While there are many advantages to Data Vault, it also has its shortcomings, such as:
- Data Vault is essentially a layer between the information mart / star schema and staging. There is some additional overhead that comes with developing this layer both in terms of ETL development and modeling. If the project is on a small scale or the project’s life is short-lived, it may not be worth pursuing a Data Vault model.
- One of the main driving factors behind using Data Vault is for both audit and historical tracking purposes. If none of these are important to you or your organization, it can be difficult to eat the overhead required to introduce another layer into your modeling. However, speaking from long-term requirements, it may be a worthwhile investment upfront.
- Data Vault represents a decomposed approach to relationships, business keys and attributes and therefore the number of tables being created is high when compared to denormalized structures such as star schema.
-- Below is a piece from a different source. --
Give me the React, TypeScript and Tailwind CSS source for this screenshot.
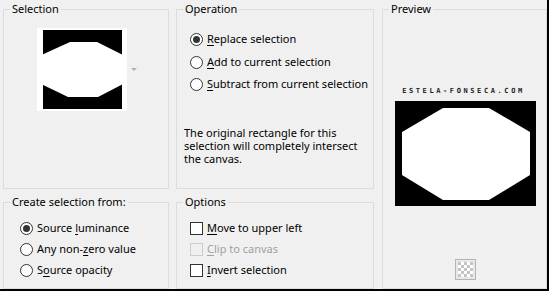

However, consider that Data Vault compliments star schema so this comparison is for contrasting purposes only. For this reason, many joins are required to view data within the DV.
- At the time of writing this – DV resources are limited. Complex projects using DV 2.0 are not widespread information.
- The modeling approach, in general, can be very unconventional for those who have been operating under Kimball and (less-so) Inmon’s models.
Should You Pursue Data Vault?
The answer depends on a few variables.
We see the Data Vault modeling as a very viable approach to meet the needs of Data Warehouse projects, where both historical tracking and auditability are two important factors.
Additionally, if relationships across business entities are constantly evolving in your data (example 1:M to M:M), Data Vault simplifies the capture of those relationships and lets you focus more on delivering real value.
If your organisation plans on storing PII data within the warehouse and is subject to GDPR, HIPPA or other regulations, Data Vault will help with data audits and traceability.
It’ll be important to take both the benefits and drawbacks listed above to help choose whether a Data Vault approach is advantageous for your use case.